‘Shovel Ready’ Stimulus – Projects That Should Be Supported

by | Dec 26, 2008

In the past few days, the tone of conversation about next year’s stimulus package has shifted away from long term “green” investments to “shovel ready” projects – initiatives that are ready to begin as soon as the funding is there. Most of these are infrastructure projects that states have already approved, permitted, and have contractors lined up and ready to start on. These typically involve bridge maintenance and the repaving of highways.

While it’s true that the economy needs a major shot in the arm, it’s paramount that we don’t trade speed for smarts. According to the Associated Press, the stimulus package may have grown from $600 billion to over $1 trillion over the course of the next two years. This package creates a historic opportunity to not only put people back to work, but to also start tackling the energy and climate challenges of the next decade.

Here are four areas in which Congress and the Obama Administration could work together to get “shovel ready” projects out the door that will also help promote “green” jobs and lower greenhouse gas emissions:

1) Give community and mass transit projects priority over more traditional highway projects. There are already dozens of existing light rail and bus rapid transit projects in the pipeline around the country that are permitted, contracted, and just awaiting funding. In King County, WA, where Seattle is located, bus ridership has increased every month for the past 18 months. Now is the time to build or repave roadways to create the bus lane and mass rapid transit options that will not only provide jobs, but will shorten people’s travel commutes, increase productivity, and lower carbon emissions by getting people out of single occupancy vehicles.

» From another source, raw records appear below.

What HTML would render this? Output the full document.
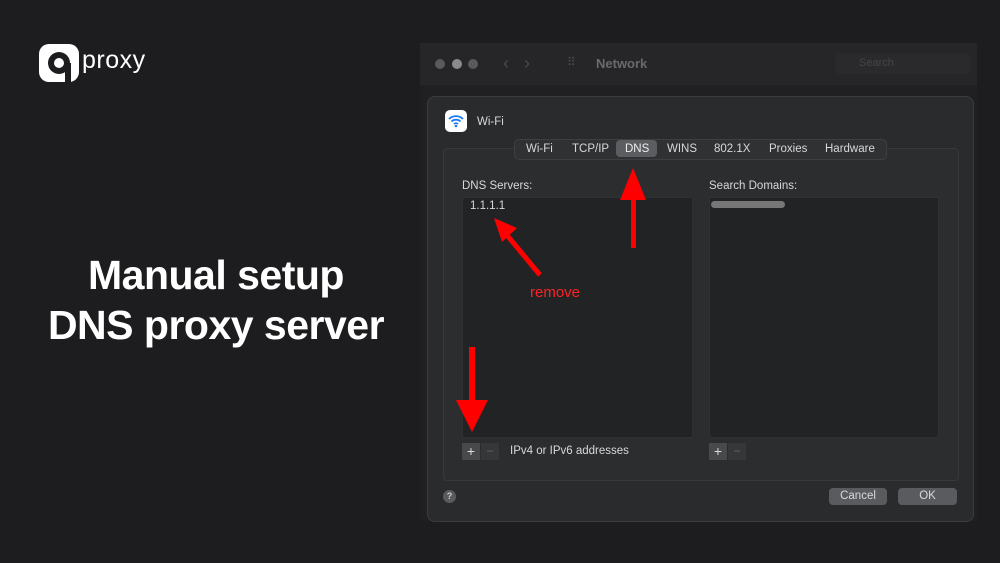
<!DOCTYPE html><html><head><style>
body{margin:0;width:1000px;height:563px;background:#1d1d1f;font-family:"Liberation Sans",sans-serif;position:relative;overflow:hidden}
.a{position:absolute}
.t{color:#d8d8d8;font-size:11.5px}
</style></head><body>
<svg class="a" style="left:39px;top:44px" width="42" height="40" viewBox="0 0 42 40"><rect x="0" y="0" width="40" height="38" rx="10" fill="#fff"/><circle cx="20" cy="19" r="11" fill="#1d1d1f"/><circle cx="20" cy="19" r="5" fill="#fff"/><rect x="26" y="19" width="6" height="20" fill="#1d1d1f"/></svg>
<div class="a" style="left:82px;top:46px;color:#fff;font-size:25px;letter-spacing:0.5px">proxy</div>
<div class="a" style="left:0;width:432px;top:250px;text-align:center;color:#fff;font-size:41px;font-weight:bold;line-height:50px;letter-spacing:-0.5px">Manual setup<br>DNS proxy server</div>
<div class="a" style="left:420px;top:43px;width:557px;height:478px;background:#202022"></div>
<div class="a" style="left:420px;top:43px;width:557px;height:42px;background:#262628"></div>
<div class="a" style="left:435px;top:59px;width:10px;height:10px;border-radius:5px;background:#5a5a5c"></div>
<div class="a" style="left:452px;top:59px;width:10px;height:10px;border-radius:5px;background:#8a8a8c"></div>
<div class="a" style="left:468px;top:59px;width:10px;height:10px;border-radius:5px;background:#5a5a5c"></div>
<div class="a" style="left:503px;top:53px;color:#4a4a4c;font-size:18px">‹ &nbsp; ›</div>
<div class="a" style="left:567px;top:55px;color:#4a4a4c;font-size:12px">⠿</div>
<div class="a" style="left:596px;top:56px;color:#6a6a6c;font-size:13px;font-weight:bold">Network</div>
<div class="a" style="left:835px;top:53px;width:135px;height:21px;border-radius:5px;background:#2a2a2c;color:#454547;font-size:11px;line-height:21px;text-indent:24px">Search</div>
<div class="a" style="left:427px;top:96px;width:545px;height:424px;border:1px solid #3c3c3e;border-radius:8px;background:#2a2b2d"></div>
<div class="a" style="left:445px;top:110px;width:22px;height:22px;border-radius:5px;background:#fff"></div>
<svg class="a" style="left:447px;top:113px" width="18" height="16" viewBox="0 0 18 16"><path d="M2 6a10 10 0 0 1 14 0M4.5 8.5a6.5 6.5 0 0 1 9 0M7 11a3 3 0 0 1 4 0" stroke="#1a7cf5" stroke-width="1.8" fill="none"/><circle cx="9" cy="13" r="1.3" fill="#1a7cf5"/></svg>
<div class="a t" style="left:477px;top:116px">Wi-Fi</div>
<div class="a" style="left:443px;top:148px;width:514px;height:331px;border:1px solid #38393b;border-radius:4px;background:#2c2d2f"></div>
<div class="a" style="left:514px;top:139px;width:371px;height:19px;border:1px solid #3e3f41;border-radius:5px;background:#303133"></div>
<div class="a" style="left:616px;top:140px;width:41px;height:17px;border-radius:4px;background:#5c5d60"></div>
<div class="a t" style="left:526px;top:143px">Wi-Fi</div>
<div class="a t" style="left:572px;top:143px">TCP/IP</div>
<div class="a t" style="left:625px;top:143px;color:#eee">DNS</div>
<div class="a t" style="left:667px;top:143px">WINS</div>
<div class="a t" style="left:714px;top:143px">802.1X</div>
<div class="a t" style="left:769px;top:143px">Proxies</div>
<div class="a t" style="left:825px;top:143px">Hardware</div>
<div class="a t" style="left:462px;top:180px">DNS Servers:</div>
<div class="a t" style="left:709px;top:180px">Search Domains:</div>
<div class="a" style="left:462px;top:197px;width:229px;height:239px;background:#222325;border:1px solid #303133"></div>
<div class="a" style="left:709px;top:197px;width:228px;height:239px;background:#222325;border:1px solid #303133"></div>
<div class="a t" style="left:470px;top:200px">1.1.1.1</div>
<div class="a" style="left:711px;top:201px;width:74px;height:7px;border-radius:4px;background:#777"></div>
<div class="a" style="left:462px;top:443px;width:18px;height:17px;background:#48494b;color:#ddd;font-size:14px;line-height:17px;text-align:center">+</div>
<div class="a" style="left:481px;top:443px;width:18px;height:17px;background:#363739;color:#666;font-size:12px;line-height:17px;text-align:center">−</div>
<div class="a t" style="left:510px;top:445px">IPv4 or IPv6 addresses</div>
<div class="a" style="left:709px;top:443px;width:18px;height:17px;background:#48494b;color:#ddd;font-size:14px;line-height:17px;text-align:center">+</div>
<div class="a" style="left:728px;top:443px;width:18px;height:17px;background:#363739;color:#666;font-size:12px;line-height:17px;text-align:center">−</div>
<div class="a" style="left:443px;top:490px;width:13px;height:13px;border-radius:7px;background:#5a5b5e;color:#ccc;font-size:9px;line-height:13px;text-align:center;font-weight:bold">?</div>
<div class="a t" style="left:829px;top:488px;width:58px;height:17px;border-radius:4px;background:#5a5b5e;text-align:center;line-height:17px">Cancel</div>
<div class="a t" style="left:898px;top:488px;width:59px;height:17px;border-radius:4px;background:#5a5b5e;text-align:center;line-height:17px">OK</div>
<svg class="a" style="left:0;top:0" width="1000" height="563"><g fill="#f00" stroke="#f00"><rect x="631" y="198" width="5" height="50" stroke="none"/><polygon points="620,200 633,168 646,200" stroke="none"/><rect x="469" y="347" width="6" height="55" stroke="none"/><polygon points="456,400 472,432 488,400" stroke="none"/><line x1="540" y1="275" x2="506" y2="234" stroke-width="5"/><polygon points="494,218 517,228 502,242" stroke="none"/></g></svg>
<div class="a" style="left:530px;top:284px;color:#f22;font-size:15px">remove</div>
</body></html>
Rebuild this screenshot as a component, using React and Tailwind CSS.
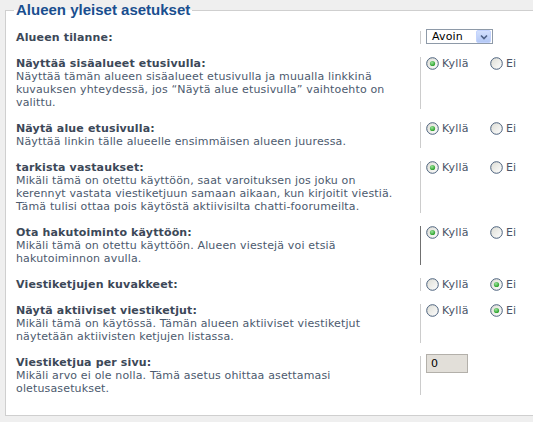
import React from "react";

const rows = [
  {
    label: "Näyttää sisäalueet etusivulla:",
    desc: [
      "Näyttää tämän alueen sisäalueet etusivulla ja muualla linkkinä",
      "kuvauksen yhteydessä, jos “Näytä alue etusivulla” vaihtoehto on",
      "valittu.",
    ],
    type: "radio",
    yes: true,
  },
  {
    label: "Näytä alue etusivulla:",
    desc: ["Näyttää linkin tälle alueelle ensimmäisen alueen juuressa."],
    type: "radio",
    yes: true,
  },
  {
    label: "tarkista vastaukset:",
    desc: [
      "Mikäli tämä on otettu käyttöön, saat varoituksen jos joku on",
      "kerennyt vastata viestiketjuun samaan aikaan, kun kirjoitit viestiä.",
      "Tämä tulisi ottaa pois käytöstä aktiivisilta chatti-foorumeilta.",
    ],
    type: "radio",
    yes: true,
  },
  {
    label: "Ota hakutoiminto käyttöön:",
    desc: [
      "Mikäli tämä on otettu käyttöön. Alueen viestejä voi etsiä",
      "hakutoiminnon avulla.",
    ],
    type: "radio",
    yes: true,
    hover: true,
  },
  {
    label: "Viestiketjujen kuvakkeet:",
    desc: [],
    type: "radio",
    yes: false,
  },
  {
    label: "Näytä aktiiviset viestiketjut:",
    desc: [
      "Mikäli tämä on käytössä. Tämän alueen aktiiviset viestiketjut",
      "näytetään aktiivisten ketjujen listassa.",
    ],
    type: "radio",
    yes: false,
  },
  {
    label: "Viestiketjua per sivu:",
    desc: [
      "Mikäli arvo ei ole nolla. Tämä asetus ohittaa asettamasi",
      "oletusasetukset.",
    ],
    type: "number",
  },
];

const Radio = ({ checked }) => (
  <svg width="13" height="13" viewBox="0 0 13 13" className="shrink-0">
    <defs>
      <linearGradient id="rbg" x1="0" y1="0" x2="1" y2="1">
        <stop offset="0" stopColor="#dcdcd4" />
        <stop offset="1" stopColor="#ffffff" />
      </linearGradient>
      <radialGradient id="rdot" cx="0.4" cy="0.35" r="0.7">
        <stop offset="0" stopColor="#9be39b" />
        <stop offset="1" stopColor="#1f9a1f" />
      </radialGradient>
    </defs>
    <circle cx="6.5" cy="6.5" r="5.8" fill="url(#rbg)" stroke="#4a607c" strokeWidth="1" />
    {checked && <circle cx="6.5" cy="6.5" r="2.6" fill="url(#rdot)" />}
  </svg>
);

const YesNo = ({ yes }) => (
  <div className="flex items-center h-[13px]">
    <label className="flex items-center gap-[3px] w-[64px]">
      <Radio checked={yes} />
      <span>Kyllä</span>
    </label>
    <label className="flex items-center gap-[3px]">
      <Radio checked={!yes} />
      <span>Ei</span>
    </label>
  </div>
);

const Select = () => (
  <div className="-mt-[2px] w-[67px] h-[15px] border border-[#8e9aa8] bg-white flex items-center justify-between text-black">
    <span className="pl-[5px] leading-[13px]">Avoin</span>
    <span className="w-[15px] h-[13px] mr-px bg-gradient-to-b from-[#d3e0fd] to-[#b3c8f5] border border-[#c3d3fd] rounded-[2px] flex items-center justify-center">
      <svg width="8" height="6" viewBox="0 0 8 6">
        <path d="M1 1.5 L4 4.5 L7 1.5" fill="none" stroke="#4d6185" strokeWidth="1.6" />
      </svg>
    </span>
  </div>
);

export default function App() {
  return (
    <div className="w-full h-[422px] overflow-hidden bg-[#efefef] font-['DejaVu_Sans',Verdana,sans-serif] text-[11px] leading-[13px] tracking-[0.15px]">
      <fieldset className="ml-[5px] w-[560px] h-[416px] border border-[#cfcfcf] bg-white pl-[8px] pt-[11px]">
        <legend className="px-[2px] font-['Liberation_Sans',Arial,sans-serif] font-bold text-[15px] leading-[20px] tracking-normal text-[#1a4f8f]">
          Alueen yleiset asetukset
        </legend>
        <div className="flex flex-col gap-[13px] pl-[2px]">
          <div className="flex">
            <div className="w-[405px] border-r border-[#cccccc] font-bold text-[#3c4858]">Alueen tilanne:</div>
            <div className="pl-[5px] h-[13px]">
              <Select />
            </div>
          </div>
          {rows.map((r, i) => (
            <div key={i} className="flex">
              <div className={`w-[405px] border-r ${r.hover ? "border-[#707070]" : "border-[#cccccc]"}`}>
                <div className="font-bold text-[#3c4858]">{r.label}</div>
                {r.desc.map((d, j) => (
                  <div key={j} className="text-[#4c5a6e] whitespace-nowrap">{d}</div>
                ))}
              </div>
              <div className="pl-[5px] text-[#4a5468]">
                {r.type === "radio" ? (
                  <YesNo yes={r.yes} />
                ) : (
                  <div className="-mt-[2px] w-[42px] h-[19px] bg-[#e2dfd9] border border-[#b3b0aa] text-black pl-[4px] flex items-center">0</div>
                )}
              </div>
            </div>
          ))}
        </div>
      </fieldset>
    </div>
  );
}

2) Target “next generation” infrastructure needs such as energy transmission lines and corridors that are needed to bring solar and wind to the grid. One of the major impediments in a rapid expansion of these two industry sectors is the lack of transmission capacity, since both are typically located in remote areas of the southwest for solar, and the plain states for wind. In fact, more investors like T. Boone Pickens would be getting into these industries if we could support his multi-billion dollar wind investment in Texas with enhanced transmission.

3) Add bike lanes, “sharrows” and bike shoulders when repaving city streets. There is no doubt that cities across the U.S. are facing major budget shortfalls, and their backlog of road repaving projects is growing by the month. Even so, if stimulus money is to go toward the support of these projects then it should be targeted towards road projects that are also increasing bicycle capacity.

4) Lastly, there are thousands of buildings that could be weatherized and made more energy efficient right away. These projects would utilize today’s existing workforce, supplemented by newly trained green collar workers bent on helping our businesses and homes save money and reduce GHG emissions.

Inauguration Day is less than one month away, but already we are starting to see our incoming political leadership backtrack from smart, long-term green investments to the traditional road projects of previous transportation packages. The options laid out above make common sense and should remain a priority in this stimulus package because not only will they meet the goal of job creation, but will also enable us to support our growing “green” infrastructure and help our nation begin to tackle climate change.

Kevin Wilhelm is CEO of Sustainable Business Consulting.